Hirshhorn Plaza

   

These two paintings by Jackson Pollock, Composition with Pouring II, 1943 (left), and Number 3, 1949: Tiger, 1949(right), have been studied to gain a better understanding of the paints that Pollock used as he developed his drip paintings, the body of work for which he is best known.

Composition with Pouring II has been cited as one of Pollock’s first drip paintings in which he poured and dripped house paint directly from cans. Examination coupled with pigment and medium analysis has shown otherwise. In fact, Pollock executed much of this work in a traditional manner, by brushing swirls of yellow, blue, red, green, and gray artists’ tube paints onto a pre-primed canvas that was already mounted to a stretcher. The pigments in these paints are all relatively pure and reflect an artists’ palette, indicating that Pollock was using good quality tube paints. A paint sample taken from the edge of the painting and examined in cross-section under a microscope shows a clear division between the three paint layers applied over the white lead ground. The well-defined and progressive layering of these colors demonstrates that the artist allowed time while he was executing this work for one layer to dry before the next was applied. Only the glossy dripped black, one of the last paints applied, is definitely house paint. Based on drip patterns, these skeins of thick, glossy paint were applied with the painting laid flat, foreshadowing the technique that would come to dominate Pollock’s later paintings.
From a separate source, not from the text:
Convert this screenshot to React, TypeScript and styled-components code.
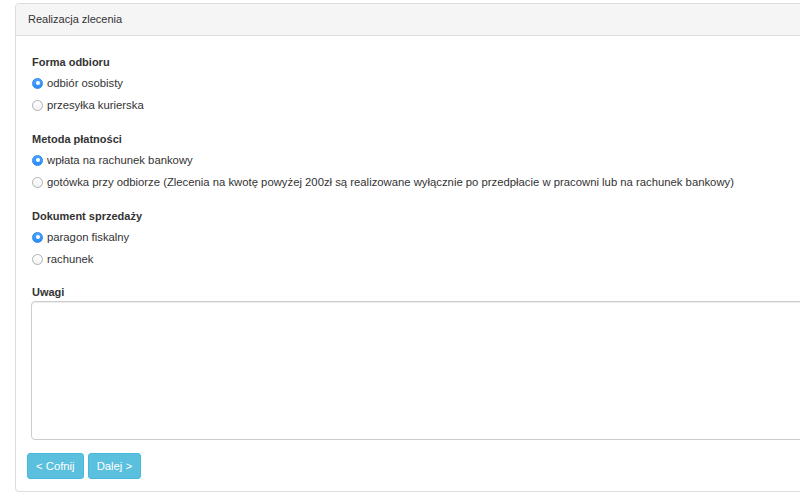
import { createGlobalStyle, styled } from "styled-components";

const GlobalStyle = createGlobalStyle`
  html, body {
    margin: 0;
    padding: 0;
    background: #ffffff;
    overflow: hidden;
  }
  body {
    font-family: "Liberation Sans", Arial, Helvetica, sans-serif;
    font-size: 11px;
    color: #333333;
  }
`;

const Page = styled.div`
  padding: 3px 0 0 15px;
  width: 830px;
`;

const Panel = styled.section`
  border: 1px solid #dddddd;
  border-radius: 4px;
  background: #ffffff;
  box-shadow: 0 1px 1px rgba(0, 0, 0, 0.04);
`;

const PanelHeading = styled.div`
  background: #f5f5f5;
  border-bottom: 1px solid #dddddd;
  border-radius: 3px 3px 0 0;
  height: 31px;
  line-height: 30px;
  padding: 0 12px;
  font-size: 11px;
  color: #333333;
`;

const PanelBody = styled.form`
  padding: 17px 11px 12px;
  display: flex;
  flex-direction: column;
`;

const Group = styled.fieldset`
  border: 0;
  margin: 0 0 14px;
  padding: 0 0 0 5px;
  min-width: 0;
`;

const GroupTitle = styled.legend`
  padding: 0;
  font-weight: bold;
  font-size: 11px;
  line-height: 18px;
  margin-bottom: 1px;
`;

const RadioRow = styled.label`
  display: flex;
  align-items: center;
  gap: 4px;
  height: 22px;
  font-size: 11.3px;
  white-space: nowrap;
  cursor: pointer;
`;

const RadioDot = styled.span<{ $checked?: boolean }>`
  box-sizing: border-box;
  width: 11px;
  height: 11px;
  border-radius: 50%;
  flex: none;
  display: flex;
  align-items: center;
  justify-content: center;
  background: ${(p) =>
    p.$checked ? "linear-gradient(#4aa5ff, #2b8cf5)" : "linear-gradient(#ffffff, #f2f2f2)"};
  border: 1px solid ${(p) => (p.$checked ? "#2a86ee" : "#b0b0b0")};

  &::after {
    content: "";
    display: ${(p) => (p.$checked ? "block" : "none")};
    width: 4px;
    height: 4px;
    border-radius: 50%;
    background: #ffffff;
  }
`;

const NotesLabel = styled.label`
  display: block;
  padding-left: 5px;
  font-weight: bold;
  line-height: 16px;
`;

const Notes = styled.textarea`
  box-sizing: border-box;
  display: block;
  margin: 1px 0 0 4px;
  width: calc(100% - 4px);
  height: 139px;
  border: 1px solid #cccccc;
  border-radius: 4px;
  box-shadow: inset 0 1px 1px rgba(0, 0, 0, 0.075);
  resize: none;
  font-family: inherit;
  font-size: 11px;
`;

const Actions = styled.div`
  display: flex;
  gap: 4px;
  margin-top: 13px;
`;

const Button = styled.button`
  height: 26px;
  padding: 0 8px;
  background: #5bc0de;
  border: 1px solid #46b8da;
  border-radius: 3px;
  color: #ffffff;
  font-family: inherit;
  font-size: 11.3px;
  cursor: pointer;
`;

type Option = { label: string; checked?: boolean };

const groups: { title: string; options: Option[] }[] = [
  {
    title: "Forma odbioru",
    options: [{ label: "odbiór osobisty", checked: true }, { label: "przesyłka kurierska" }],
  },
  {
    title: "Metoda płatności",
    options: [
      { label: "wpłata na rachunek bankowy", checked: true },
      {
        label:
          "gotówka przy odbiorze (Zlecenia na kwotę powyżej 200zł są realizowane wyłącznie po przedpłacie w pracowni lub na rachunek bankowy)",
      },
    ],
  },
  {
    title: "Dokument sprzedaży",
    options: [{ label: "paragon fiskalny", checked: true }, { label: "rachunek" }],
  },
];

export default function App() {
  return (
    <Page>
      <GlobalStyle />
      <Panel>
        <PanelHeading>Realizacja zlecenia</PanelHeading>
        <PanelBody>
          {groups.map((group) => (
            <Group key={group.title}>
              <GroupTitle>{group.title}</GroupTitle>
              {group.options.map((option) => (
                <RadioRow key={option.label}>
                  <RadioDot $checked={option.checked} />
                  {option.label}
                </RadioRow>
              ))}
            </Group>
          ))}
          <NotesLabel htmlFor="uwagi">Uwagi</NotesLabel>
          <Notes id="uwagi" />
          <Actions>
            <Button type="button">&lt; Cofnij</Button>
            <Button type="button">Dalej &gt;</Button>
          </Actions>
        </PanelBody>
      </Panel>
    </Page>
  );
}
Painted five years after Composition with Pouring II, Pollock’s Number 3, 1949: Tigerrepresents a full-fledged breakthrough to his drip technique. With the unstretched fabric spread out on the studio floor, the artist dribbled, dripped, and poured colored paints in orange, silver, yellow, green, white, and black onto the fabric sometimes straight from the can, or with sticks and stiffened brushes. A close look at this work reveals the decisions the artist was making in the act of painting. Some of the paints are matte, while others are glossy, and the lines vary from thick to thin and drawn out. In a few places, the intricate network of colors is so complex that it is difficult to establish an exact order of their application, and it is likely that Pollock went back and forth between colors, using them at both early and late stages of painting. The wet-in-wet interactions of many of these paints, which can be seen on the painting’s surface where different colors blend and bleed into each other, suggest that they were applied close together in time—possibly in short, vigorous bursts of creative activity. Elsewhere, the lower paint layer was dry before another layer was applied.

With few exceptions, the paints in Number 3 have all been identified as oil-modified alkyd paints, relatively newly developed synthetic resin-based paints marketed for coating interior and exterior architectural structures. Pollock never spoke specifically about his paints other than to say that he preferred a “liquid, flowing kind of paint.” And, while acknowledging that he worked spontaneously with admitted chance effects, he asserted that he maintained control while making his drip paintings. This study of just two paintings shows the shift in Pollock’s use of materials, from his reliance on artists’ oil paints in 1943 to the predominance of commercial paints in his work by 1949. As his method of working was evolving and as he developed his dripped paintings, the new synthetic paints seem to have met the criteria he was seeking.

Susan Lake, Eugena Ordonez, and Michael Schilling, 2004. “A Technical Investigation of Paints used by Jackson Pollock in his Drip or Poured Paintings,” in Modern Art, New Museums, Contributions to the Bilbao Congress, 137–41, International Institute for Conservation of Historic and Artistic Works.